Le Japon a la deuxième population la plus âgée au monde après Monaco, et fait face à une pénurie aiguë de soignants: près de quatre postes sont à pourvoir pour chaque candidat.

Le ministère du Travail prévoit un manque de 570.000 auxiliaires de vie d'ici 2040, en raison de salaires trop bas pour un travail physiquement exigeant.

Les hommes restent minoritaires dans le secteur, où plus de 70% des postes sont occupés par des femmes de plus de 40 ans.

- "J'étais un ovni" -

"Quand j'ai commencé, j'étais un ovni: jeune et homme", se souvient Yusuke Niwa, le patron de Visionary, aujourd'hui âgé de 40 ans.
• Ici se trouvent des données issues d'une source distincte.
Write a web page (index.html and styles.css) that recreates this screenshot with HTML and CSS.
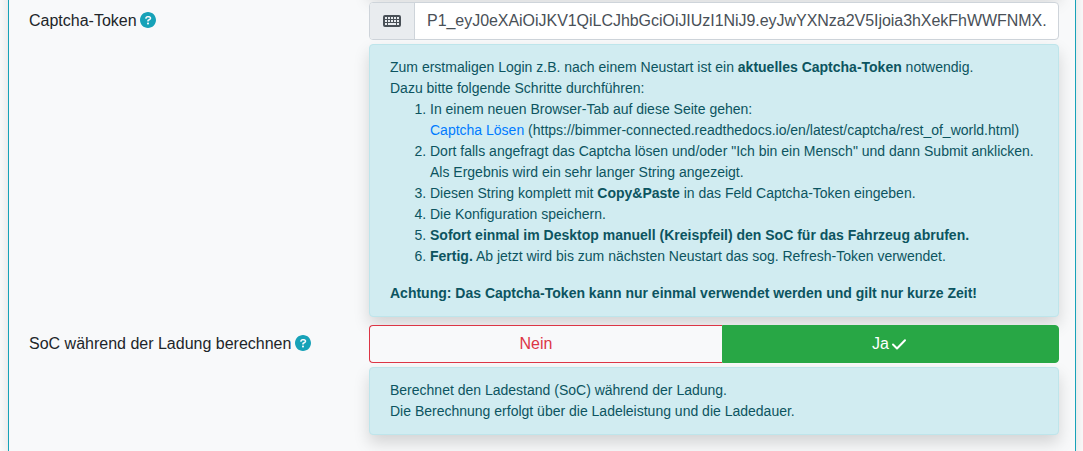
FILE: index.html
```html
<!DOCTYPE html>
<html lang="de">
<head>
<meta charset="utf-8">
<title>Fahrzeug-Konfiguration</title>
<link rel="stylesheet" href="styles.css">
</head>
<body>
<svg width="0" height="0" class="defs">
  <symbol id="help" viewBox="0 0 512 512"><path d="M256 0C114.600 0 0 114.600 0 256s114.600 256 256 256s256-114.600 256-256S397.400 0 256 0zM256 400c-18 0-32-14-32-32s13.100-32 32-32c17.100 0 32 14 32 32S273.100 400 256 400zM325.100 258L280 286V288c0 13-11 24-24 24S232 301 232 288V272c0-8 4-16 12-21l57-34C308 213 312 206 312 198C312 186 301.100 176 289.100 176h-51.100C225.100 176 216 186 216 198c0 13-11 24-24 24s-24-11-24-24C168 159 199 128 237.100 128h51.100C329 128 360 159 360 198C360 222 347 245 325.100 258z"/></symbol>
</svg>
<main class="card">
  <div class="alert previous"></div>
  <div class="row">
    <label class="label">Captcha-Token <svg class="help"><use href="#help"/></svg></label>
    <div class="field">
      <div class="input-group">
        <span class="addon">
          <svg class="keyboard" viewBox="0 0 18 12"><path fill-rule="evenodd" d="M2 0h14a2 2 0 0 1 2 2v8a2 2 0 0 1-2 2H2a2 2 0 0 1-2-2V2a2 2 0 0 1 2-2zM2 2v2h2V2zM5 2v2h2V2zM8 2v2h2V2zM11 2v2h2V2zM14 2v2h2V2zM2 5v2h2V5zM5 5v2h2V5zM8 5v2h2V5zM11 5v2h2V5zM14 5v2h2V5zM2 8v2h2V8zM5 8v2h8V8zM14 8v2h2V8z"/></svg>
        </span>
        <div class="control"><span class="value">P1_eyJ0eXAiOiJKV1QiLCJhbGciOiJIUzI1NiJ9.eyJwYXNza2V5Ijoia3hXekFhWWFNMX.</span></div>
      </div>
      <div class="alert">
        Zum erstmaligen Login z.B. nach einem Neustart ist ein <b>aktuelles Captcha-Token</b> notwendig.<br>
        Dazu bitte folgende Schritte durchführen:
        <ol>
          <li>In einem neuen Browser-Tab auf diese Seite gehen:<br><a class="link">Captcha Lösen</a> (https://bimmer-connected.readthedocs.io/en/latest/captcha/rest_of_world.html)</li>
          <li>Dort falls angefragt das Captcha lösen und/oder "Ich bin ein Mensch" und dann Submit anklicken.<br>Als Ergebnis wird ein sehr langer String angezeigt.</li>
          <li>Diesen String komplett mit <b>Copy&amp;Paste</b> in das Feld Captcha-Token eingeben.</li>
          <li>Die Konfiguration speichern.</li>
          <li><b>Sofort einmal im Desktop manuell (Kreispfeil) den SoC für das Fahrzeug abrufen.</b></li>
          <li><b>Fertig.</b> Ab jetzt wird bis zum nächsten Neustart das sog. Refresh-Token verwendet.</li>
        </ol>
        <b>Achtung: Das Captcha-Token kann nur einmal verwendet werden und gilt nur kurze Zeit!</b>
      </div>
    </div>
  </div>
  <div class="row">
    <label class="label">SoC während der Ladung berechnen <svg class="help"><use href="#help"/></svg></label>
    <div class="field">
      <div class="buttons">
        <div class="btn btn-no">Nein</div>
        <div class="btn btn-yes">Ja<svg class="check" viewBox="0 0 16 16"><path d="M2 8.500L6 12.500L14 4.300"/></svg></div>
      </div>
      <div class="alert">
        Berechnet den Ladestand (SoC) während der Ladung.<br>
        Die Berechnung erfolgt über die Ladeleistung und die Ladedauer.
      </div>
    </div>
  </div>
</main>
</body>
</html>
```
FILE: styles.css
```css
* { box-sizing: border-box; }
html { overflow: hidden; }
body {
  display: flex;
  flex-direction: column;
  justify-content: flex-end;
  margin: 0;
  padding: 0 7px 0 8px;
  height: 451px;
  overflow: hidden;
  background: #fff;
  color: #212529;
  font: 16px/24px "Liberation Sans", Arial, sans-serif;
}
.defs { display: none; }
.card {
  flex: none;
  height: 477px;
  padding: 0 16px 0 20px;
  border: solid #17a2b8;
  border-width: 0 1px;
  background: #f8f9fa;
  box-shadow: 0 8px 16px rgba(0, 0, 0, .15);
}
.row { display: flex; margin-bottom: 8px; }
.label { width: 340px; padding-top: 7px; white-space: nowrap; }
.field { flex: 1; min-width: 0; }
.help {
  width: 16px;
  height: 16px;
  margin-left: -1px;
  fill: #17a2b8;
  vertical-align: -2px;
}
.input-group {
  display: flex;
  height: 38px;
  border: 1px solid #ced4da;
  border-radius: 4px;
  background: #fff;
  color: #495057;
}
.addon {
  display: flex;
  align-items: center;
  justify-content: center;
  width: 45px;
  border-right: 1px solid #ced4da;
  border-radius: 3px 0 0 3px;
  background: #e9ecef;
}
.keyboard { width: 18px; height: 12px; fill: #495057; }
.control { flex: 1; min-width: 0; padding: 6px 8px 6px 12px; }
.value { display: block; white-space: nowrap; letter-spacing: -.04px; }
.alert {
  margin-top: 4px;
  padding: 12px 20px;
  border: 1px solid #bee5eb;
  border-radius: 4px;
  background: #d1ecf1;
  color: #0c5460;
  font-size: 14px;
  line-height: 21px;
  box-shadow: 0 8px 16px rgba(0, 0, 0, .15);
}
.alert.previous {
  height: 20px;
  margin: 0 0 8px 340px;
  padding: 0;
}
.alert ol { margin: 0 0 16px; padding-left: 40px; }
.link { color: #007bff; }
.buttons { position: relative; display: flex; height: 38px; }
.btn {
  display: flex;
  align-items: center;
  justify-content: center;
  border: 1px solid #dc3545;
}
.btn-no {
  width: 353px;
  padding-right: 20px;
  border-right: 0;
  border-radius: 4px 0 0 4px;
  background: #f8f9fa;
  color: #dc3545;
}
.btn-yes {
  flex: 1;
  padding-right: 2px;
  border-color: #28a745;
  border-radius: 0 4px 4px 0;
  background: #28a745;
  color: #fff;
}
.check {
  width: 16px;
  height: 16px;
  margin-left: 2px;
  fill: none;
  stroke: #fff;
  stroke-width: 2;
  stroke-linecap: round;
  stroke-linejoin: round;
}
```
Il a alors réalisé que le fait d'"être cool" était essentiel pour susciter l'intérêt des jeunes hommes. "Les culturistes sont extrêmement photogéniques et incarnent le travail acharné", souligne-t-il.

C'est en 2018, dix ans après la création de son entreprise, que Yusuke Niwa lance le concept des "soignants musclés" pour casser les clichés. Jusque-là, Visionary peinait à recruter. Mais cette campagne atypique a attiré de nombreux candidats, notamment des jeunes hommes.
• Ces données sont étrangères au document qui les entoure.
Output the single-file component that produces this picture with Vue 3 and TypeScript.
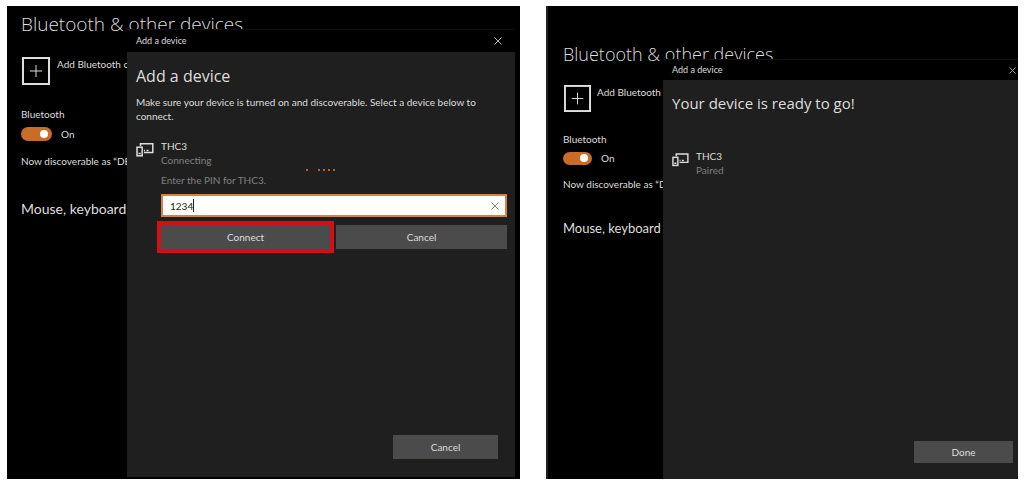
<script setup lang="ts">
import { ref } from 'vue'

interface Step {
  id: string
  heading: string
  status: string
  pairing: boolean
  action: string
}

const steps: Step[] = [
  { id: 'connect', heading: 'Add a device', status: 'Connecting', pairing: true, action: 'Cancel' },
  { id: 'ready', heading: 'Your device is ready to go!', status: 'Paired', pairing: false, action: 'Done' },
]
const pin = ref('1234')
const enabled = ref(true)
</script>

<template>
  <main class="board">
    <section v-for="step in steps" :key="step.id" class="screen" :class="step.id">
      <div class="settings">
        <h1 class="title">Bluetooth &amp; other devices</h1>
        <button class="add" type="button">
          <svg class="plus" viewBox="0 0 28 28" aria-hidden="true">
            <rect x="1" y="1" width="26" height="26" />
            <path d="M14 8v12M8 14h12" />
          </svg>
          <span class="clip">Add Bluetooth o</span>
        </button>
        <p class="label">Bluetooth</p>
        <label class="switch">
          <input v-model="enabled" type="checkbox" role="switch" aria-label="Bluetooth" />
          <span>{{ enabled ? 'On' : 'Off' }}</span>
        </label>
        <p class="note clip">Now discoverable as “DE</p>
        <h2 class="group clip">Mouse, keyboard</h2>
      </div>

      <div class="dialog" role="dialog" :aria-label="step.heading">
        <header class="bar">
          <span>Add a device</span>
          <button class="close" type="button" aria-label="Close">
            <svg viewBox="0 0 8 8" aria-hidden="true"><path d="M.5 .5l7 7M7.5 .5l-7 7" /></svg>
          </button>
        </header>
        <div class="body">
          <h2 class="heading">{{ step.heading }}</h2>
          <p v-if="step.pairing" class="hint">
            Make sure your device is turned on and discoverable. Select a device below to connect.
          </p>
          <div class="device">
            <svg class="glyph" viewBox="0 0 18 15" aria-hidden="true">
              <path d="M4.500 4V1.700h12.300v8.800H8" />
              <rect x="1" y="5.200" width="5.200" height="8.600" />
              <path d="M2.500 11.500h2.200M8 8.500h1M10.500 8.500h2" />
            </svg>
            <div class="info">
              <p class="name">THC3</p>
              <p class="status">{{ step.status }}</p>
              <form v-if="step.pairing" class="pair" @submit.prevent>
                <div class="dots" aria-hidden="true"><i /><i /><i /><i /><i /></div>
                <label class="prompt" for="pin">Enter the PIN for THC3.</label>
                <div class="field">
                  <input id="pin" v-model="pin" type="text" autocomplete="off" />
                  <span class="caret" aria-hidden="true" />
                  <button class="clear" type="button" aria-label="Clear" @click="pin = ''">
                    <svg viewBox="0 0 8 8" aria-hidden="true"><path d="M.5 .5l7 7M7.5 .5l-7 7" /></svg>
                  </button>
                </div>
                <div class="choices">
                  <button class="btn marked" type="submit">Connect</button>
                  <button class="btn" type="button">Cancel</button>
                </div>
              </form>
            </div>
          </div>
          <footer class="foot">
            <button class="btn" type="button">{{ step.action }}</button>
          </footer>
        </div>
      </div>
    </section>
  </main>
</template>

<style>
body {
  margin: 0;
  background: #fff;
}
</style>

<style scoped>
* {
  box-sizing: border-box;
}
h1, h2, p {
  margin: 0;
  font-weight: 400;
}
button {
  border: 0;
  padding: 0;
  background: none;
  color: inherit;
  font: inherit;
}
svg {
  display: block;
  fill: none;
  stroke: currentColor;
}
.board {
  display: grid;
  grid-template-columns: 513fr 472fr;
  gap: 26px;
  min-height: 100vh;
  padding: 6px 7px 13px;
  font-family: Lato, 'Open Sans', sans-serif;
  font-size: 10px;
  line-height: 14px;
  color: #dedede;
}
.screen {
  position: relative;
  overflow: hidden;
  background: #000;
}
.settings {
  display: flex;
  flex-direction: column;
  align-items: flex-start;
  width: 120px;
  padding: 4px 0 0 14px;
  white-space: nowrap;
}
.clip {
  max-width: 100%;
  min-width: 0;
  overflow: hidden;
}
.title {
  font-family: 'Open Sans', sans-serif;
  font-size: 19px;
  line-height: 28px;
  font-weight: 300;
}
.add {
  display: flex;
  gap: 7px;
  max-width: 100%;
  margin-top: 19px;
  padding-left: 1px;
}
.plus {
  flex: none;
  width: 28px;
  height: 28px;
  stroke-width: 2;
}
.plus path {
  stroke-width: 1;
}
.label {
  margin-top: 22px;
}
.switch {
  display: flex;
  align-items: center;
  gap: 9px;
  margin-top: 6px;
}
.switch input {
  appearance: none;
  display: flex;
  align-items: center;
  justify-content: flex-end;
  width: 31px;
  height: 14px;
  margin: 0;
  padding: 0 4px;
  border-radius: 7px;
  background: #c96c28;
}
.switch input::before {
  content: '';
  width: 8px;
  height: 8px;
  border-radius: 50%;
  background: #fff;
}
.note {
  margin-top: 13px;
}
.group {
  margin-top: 31px;
  font-size: 14px;
  line-height: 20px;
}
.dialog {
  position: absolute;
  inset: 23px 5px 2px 120px;
  display: flex;
  flex-direction: column;
  background: #1f1f1f;
}
.bar {
  display: flex;
  align-items: center;
  justify-content: space-between;
  height: 23px;
  padding: 0 13px 0 9px;
  border-top: 1px solid #111;
  background: #000;
  font-size: 9px;
}
.close,
.clear {
  width: 8px;
  height: 8px;
  color: #b5b5b5;
}
.body {
  flex: 1;
  display: flex;
  flex-direction: column;
  padding: 12px 8px 18px 9px;
}
.heading {
  font-family: 'Open Sans', sans-serif;
  font-size: 16px;
  line-height: 24px;
}
.hint {
  margin-top: 7px;
  padding-right: 20px;
}
.device {
  display: flex;
  gap: 7px;
  margin-top: 16px;
}
.glyph {
  flex: none;
  width: 18px;
  height: 15px;
  margin-top: 3px;
  stroke-width: 1.5;
}
.info {
  flex: 1;
}
.status,
.prompt {
  color: #808080;
}
.pair {
  display: flex;
  flex-direction: column;
}
.dots {
  display: flex;
  gap: 3px;
  height: 6px;
  align-items: center;
  justify-content: center;
  padding-right: 28px;
}
.dots i {
  width: 2px;
  height: 2px;
  background: #b8651f;
}
.dots i:first-child {
  margin-right: 7px;
}
.field {
  position: relative;
  margin-top: 7px;
}
.field input {
  display: block;
  width: 100%;
  height: 23px;
  padding: 0 24px 0 7px;
  border: 2px solid #d38343;
  border-radius: 0;
  outline: 0;
  background: #fffffb;
  color: #222;
  font: inherit;
}
.caret {
  position: absolute;
  left: 32px;
  top: 5px;
  width: 1px;
  height: 13px;
  background: #222;
}
.clear {
  position: absolute;
  right: 8px;
  top: 8px;
  color: #888;
}
.choices {
  display: grid;
  grid-template-columns: 169fr 171fr;
  gap: 6px;
  margin-top: 8px;
}
.btn {
  height: 24px;
  background: #4b4b4b;
}
.marked {
  outline: 4px solid #d20f14;
}
.foot {
  display: flex;
  justify-content: flex-end;
  margin-top: auto;
  padding-right: 9px;
}
.foot .btn {
  width: 105px;
}

.ready {
  border-left: 2px solid #1f2020;
}
.ready .settings {
  width: 115px;
  padding: 34px 0 0 15px;
}
.ready .title {
  font-size: 18px;
}
.ready .add {
  gap: 6px;
  margin-top: 17px;
}
.ready .plus {
  width: 27px;
  height: 27px;
}
.ready .label {
  margin-top: 20px;
}
.ready .switch {
  margin-top: 5px;
}
.ready .switch input {
  width: 29px;
  height: 13px;
}
.ready .note {
  margin-top: 12px;
}
.ready .group {
  margin-top: 27px;
  font-size: 13px;
}
.ready .dialog {
  inset: 53px 0 0 115px;
}
.ready .bar {
  height: 21px;
  padding: 0 2px 0 9px;
}
.ready .close {
  width: 7px;
  height: 7px;
}
.ready .body {
  padding: 11px 5px 16px 9px;
}
.ready .heading {
  font-size: 15px;
}
.ready .device {
  margin-top: 34px;
}
.ready .glyph {
  width: 17px;
}
.ready .foot {
  padding-right: 0;
}
.ready .foot .btn {
  width: 99px;
  height: 22px;
}
</style>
L'entreprise prévoit un chiffre d'affaires de 2,2 milliards de yens (presque 12,4 millions d'euros) pour l'exercice en cours, soit dix fois plus qu'avant 2018.
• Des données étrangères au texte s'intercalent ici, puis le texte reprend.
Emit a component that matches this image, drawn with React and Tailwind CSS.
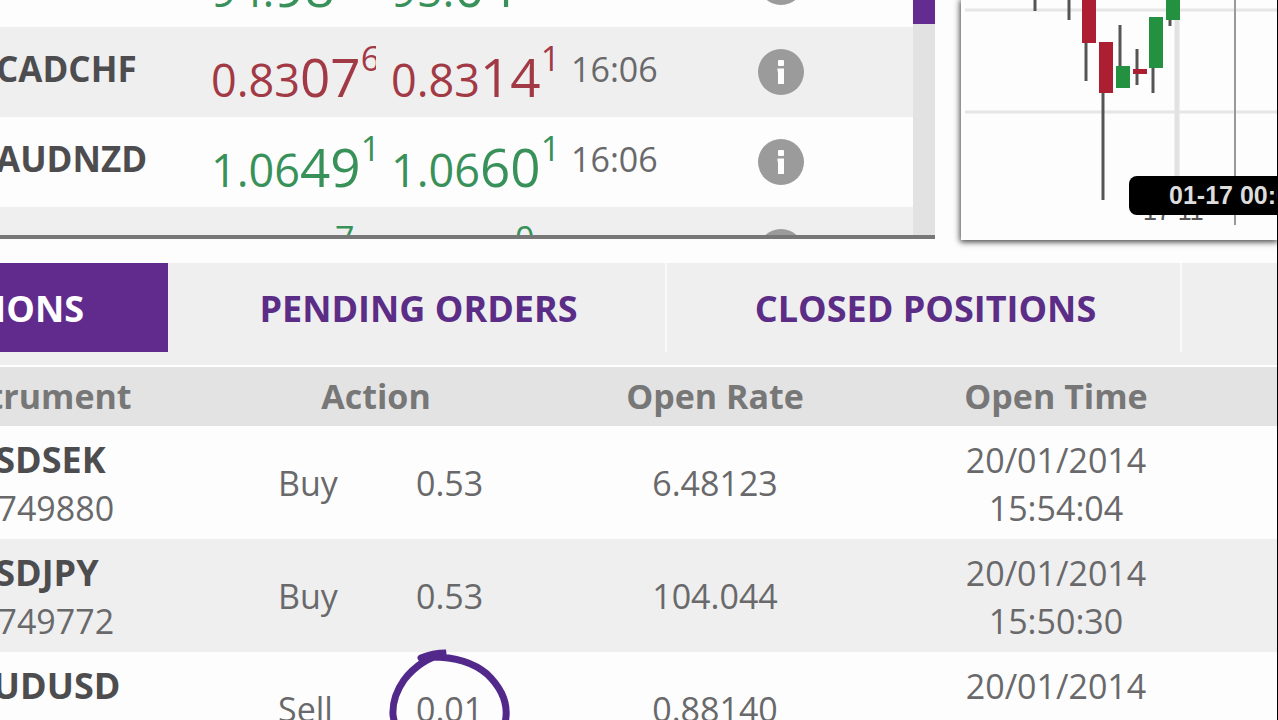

La majorité des recrues sont des amateurs de fitness, mais une élite de bodybuilders professionnels bénéficie d'avantages supplémentaires, comme deux heures de musculation rémunérées par jour.

Parmi eux, Hokuto Tatsumi vante un "environnement de travail idéal pour les passionnés de muscu". Pour cet ancien militaire de 27 ans, la rigueur des bodybuilders --entraînements quotidiens, régime strict-- est "un atout" pour un métier exigeant.

Chaque année, environ 100.000 Japonais quittent leur emploi pour s'occuper d'un proche dépendant. D'ici 2030, 300.000 autres devront concilier travail et soins, ce qui pourrait coûter à l'économie japonaise près de 9.000 milliards de yens (50,7 milliards d'euros), selon les autorités.

C'est "une perte énorme" de potentiel humain, alerte Yusuke Niwa, appelant le secteur à se réinventer.

Depuis deux ans, Takuya Usui a noué une relation particulière avec Mme Yamaguchi, passionnée de peinture et de perles. "Madoka ne peut pas utiliser ses mains, mais elle peint avec la bouche. C'est bluffant", dit-il, admiratif.

Venu au départ pour la musculation, "j'ai découvert que le soin, c'est bien plus que ça."